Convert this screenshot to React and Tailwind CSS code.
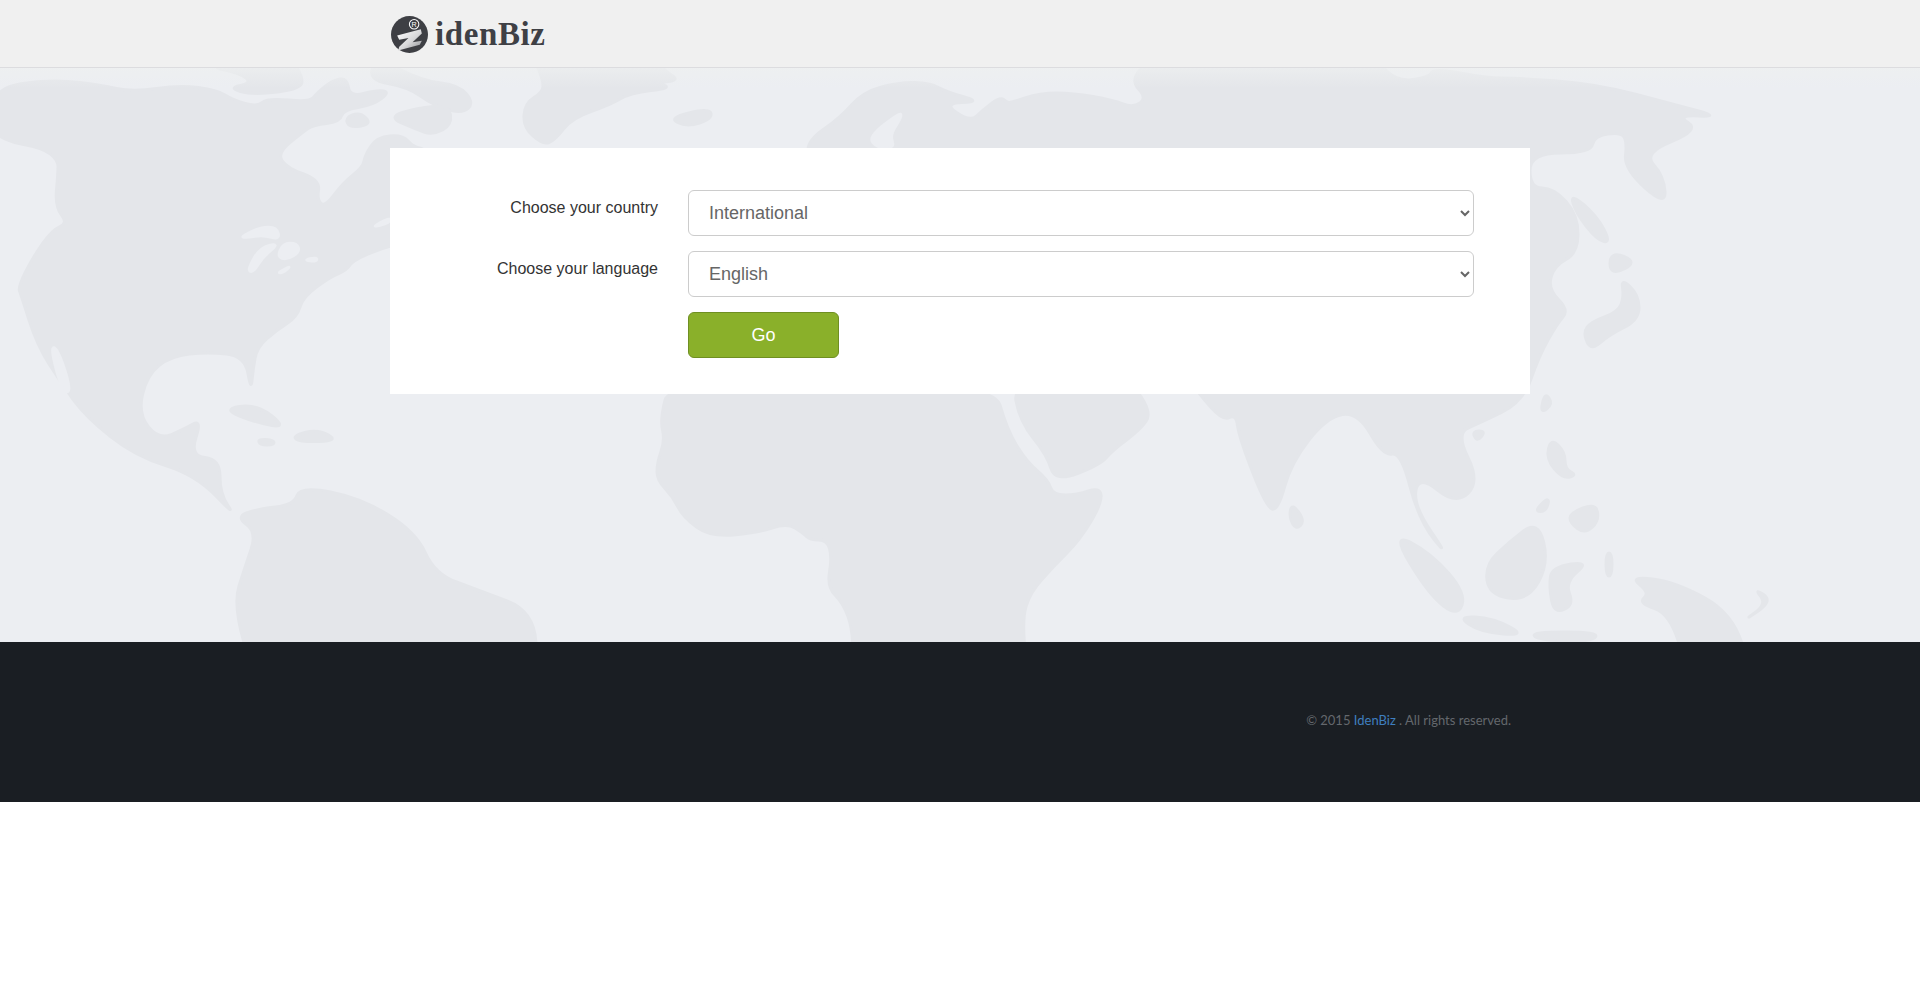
import React from 'react';

const LAND = [
  // north america
  '0,90 20,83 60,80 100,85 133,92 180,85 217,90 233,100 257,107 267,98 310,102 317,93 333,80 347,78 350,97 377,90 390,92 373,105 343,110 340,122 313,125 303,132 277,153 287,168 320,180 317,200 325,207 343,183 363,167 365,155 377,137 403,135 413,147 430,150 430,240 390,245 353,260 347,270 330,277 303,297 297,317 277,330 257,347 253,370 251,391 245,356 208,352 171,356 147,375 138,414 159,440 184,429 202,419 190,456 220,459 220,494 236,517 196,475 135,456 86,417 61,383 37,345 21,295 18,287 33,257 52,230 68,223 55,207 58,173 58,160 43,148 0,140 -20,115',
  // south america
  '236,517 257,532 245,567 233,605 255,680 536,680 536,612 478,590 435,574 416,532 361,498 300,486 294,505 257,509',
  // arctic islands, baffin
  '205,66 240,73 252,83 228,88 253,95 302,89 302,75 290,58',
  '368,80 377,58 423,81 459,85 474,103 462,114 433,105 408,87',
  '388,117 417,108 449,105 452,125 433,135 415,129',
  '345,118 360,112 372,124 350,128',
  // greenland, iceland
  '533,56 543,80 543,92 525,103 523,127 543,145 555,140 572,118 610,105 630,93 672,88 657,83 680,80 663,70 657,56',
  '668,118 710,108 712,119 687,127',
  // eurasia
  '808,160 808,140 840,118 863,92 900,82 930,83 947,92 982,102 943,103 970,122 983,110 1000,97 1007,102 1010,103 1040,93 1073,93 1113,100 1133,108 1147,98 1130,80 1153,56 1372,56 1397,82 1430,77 1433,68 1487,78 1517,78 1597,84 1676,105 1721,117 1676,115 1700,130 1643,153 1664,176 1666,207 1624,169 1627,142 1621,132 1594,136 1591,153 1530,153 1530,188 1554,188 1578,215 1578,253 1554,266 1548,289 1569,310 1557,324 1539,356 1523,402 1480,423 1456,433 1480,482 1456,505 1419,475 1413,505 1450,559 1419,521 1401,452 1383,456 1358,412 1327,417 1291,463 1278,511 1266,507 1239,437 1236,414 1223,421 1199,394 1190,380 1000,380 808,380',
  // arabia
  '1012,380 1020,422 1047,455 1055,482 1100,465 1113,450 1140,430 1152,413 1130,380',
  // africa
  '670,380 660,420 665,440 657,463 657,480 673,497 683,517 710,537 757,533 787,523 803,533 810,540 827,540 832,557 827,587 843,603 853,630 853,680 1028,680 1022,620 1030,593 1053,567 1080,540 1102,503 1100,487 1077,495 1053,495 1048,480 1027,462 1007,430 993,380',
  // caribbean
  '222,409 257,404 287,428 257,423',
  '292,436 318,429 339,441 300,442',
  '258,439 274,440 274,445 260,445',
  // east asia islands
  '1570,193 1597,216 1611,243 1597,240 1576,213',
  '1610,251 1638,262 1610,276',
  '1621,278 1639,295 1639,320 1609,335 1591,351 1583,333 1591,322 1618,312 1624,297',
  '1545,392 1553,404 1540,414',
  '1472,431 1486,431 1477,442',
  '1551,438 1565,452 1565,469 1577,475 1563,479 1546,459',
  '1534,511 1550,496 1546,512',
  '1570,513 1596,503 1599,521 1585,534 1570,523',
  '1485,565 1509,542 1538,520 1549,563 1528,601 1489,595',
  '1552,567 1590,561 1565,582 1574,605 1554,614 1549,586',
  '1391,532 1431,553 1466,593 1458,617 1429,595',
  '1457,616 1493,618 1527,636 1480,632',
  '1531,632 1599,632 1592,642 1538,640',
  '1629,576 1676,582 1734,614 1752,680 1689,680 1671,614 1638,603 1650,593',
  '1606,553 1612,553 1612,576 1606,576',
  '1742,622 1773,601 1754,588 1767,604',
  '1292,503 1305,521 1296,530 1289,517',
];

const WATER = [
  // baltic
  '900,112 868,137 877,148 895,148 890,135 902,117',
  // great lakes
  '240,237 260,227 277,227 280,240 263,235 247,238',
  '247,270 260,247 280,243 263,257 253,273',
  '277,257 283,243 297,243 300,252 287,260',
  '277,273 292,265 283,273',
  '303,260 317,257 317,262',
  // gulf of california
  '50,347 58,348 72,392 62,392',
  '370,228 390,217 390,223',
];

// rounds the corners: runs through the edge midpoints with the vertex as control point
const smooth = (points) => {
  const pts = points.split(' ').map((p) => p.split(',').map(Number));
  const mid = (a, b) => [(a[0] + b[0]) / 2, (a[1] + b[1]) / 2];
  const start = mid(pts[pts.length - 1], pts[0]);
  let d = `M${start[0]} ${start[1]}`;
  pts.forEach((p, i) => {
    const m = mid(p, pts[(i + 1) % pts.length]);
    d += ` Q${p[0]} ${p[1]} ${m[0]} ${m[1]}`;
  });
  return d + ' Z';
};

const WorldMap = () => (
  <svg
    className="absolute inset-0 w-full h-full blur-[0.5px]"
    viewBox="0 68 1920 574"
    preserveAspectRatio="none"
  >
    {LAND.map((points, i) => (
      <path key={i} d={smooth(points)} fill="#e4e6ea" stroke="#e4e6ea" strokeWidth="3" strokeLinejoin="round" />
    ))}
    {WATER.map((points, i) => (
      <path key={i} d={smooth(points)} fill="#eceef2" stroke="#eceef2" strokeWidth="2.5" strokeLinejoin="round" />
    ))}
  </svg>
);

const LogoMark = () => (
  <svg width="37" height="37" viewBox="0 0 36 36" className="shrink-0">
    <defs>
      <linearGradient id="zfill" x1="0" y1="0" x2="1" y2="1">
        <stop offset="0" stopColor="#ffffff" />
        <stop offset="0.55" stopColor="#d8d8da" />
        <stop offset="1" stopColor="#8d8e92" />
      </linearGradient>
    </defs>
    <circle cx="18" cy="18" r="18" fill="#3e3f44" />
    <path d="M6 19 L29 13 L30 17 L21 25.5 L30 24 L28 28 L7 33.5 L8 30 L17 21.5 L8 23 Z" fill="url(#zfill)" />
    <circle cx="22.5" cy="8" r="4.6" fill="none" stroke="#fff" strokeWidth="1" />
    <text x="22.5" y="10.6" textAnchor="middle" fontSize="7" fontFamily="Liberation Sans, sans-serif" fill="#fff">R</text>
  </svg>
);

const Field = ({ label, value, options }) => (
  <div className="flex gap-[30px]">
    <label className="w-[268px] pt-[7px] text-right text-base leading-[22px] text-[#333]">{label}</label>
    <select
      defaultValue={value}
      className="w-[786px] h-[46px] px-4 bg-white border border-[#ccc] rounded-md text-lg text-[#666]"
    >
      {options.map((o) => (
        <option key={o}>{o}</option>
      ))}
    </select>
  </div>
);

export default function App() {
  return (
    <div className="font-['Liberation_Sans',Arial,sans-serif]">
      <header className="h-[68px] bg-[#f0f0f0] border-b border-[#dcdcdf]">
        <div className="w-[1140px] mx-auto flex items-center h-full gap-[7px] pl-[1px] pt-[1px]">
          <LogoMark />
          <span className="font-['Liberation_Serif',serif] font-bold text-[33px] leading-none tracking-[0.6px] text-[#3f4045]">
            idenBiz
          </span>
        </div>
      </header>

      <main className="relative h-[574px] bg-[#eceef2] pt-20 overflow-hidden">
        <WorldMap />
        <div className="absolute inset-x-0 top-0 h-5 bg-gradient-to-b from-[#eef0f0]/70 to-transparent" />
        <div className="relative w-[1140px] h-[246px] mx-auto bg-white pt-[42px] flex flex-col gap-[15px]">
          <Field label="Choose your country" value="International" options={['International']} />
          <Field label="Choose your language" value="English" options={['English']} />
          <div className="pl-[298px]">
            <button className="w-[151px] h-[46px] bg-[#8ab02a] border border-[#6f8f22] rounded-md text-lg text-white">
              Go
            </button>
          </div>
        </div>
      </main>

      <footer className="h-40 bg-[#1a1e23]">
        <div className="w-[1140px] mx-auto pt-[70px] pr-[19px] text-right font-['Lato',sans-serif] text-[13px] leading-4 text-[#64686d]">
          © 2015 <a className="text-[#3f7fbf]">IdenBiz</a> . All rights reserved.
        </div>
      </footer>
    </div>
  );
}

────────────────────────────────────────

__Description of the task__
Without any pictures, reproduce the lines from the first one in the material through the line that has "import React from 'react';", exactly as they appear.

__Exercise output__
Convert this screenshot to React and Tailwind CSS code.
import React from 'react';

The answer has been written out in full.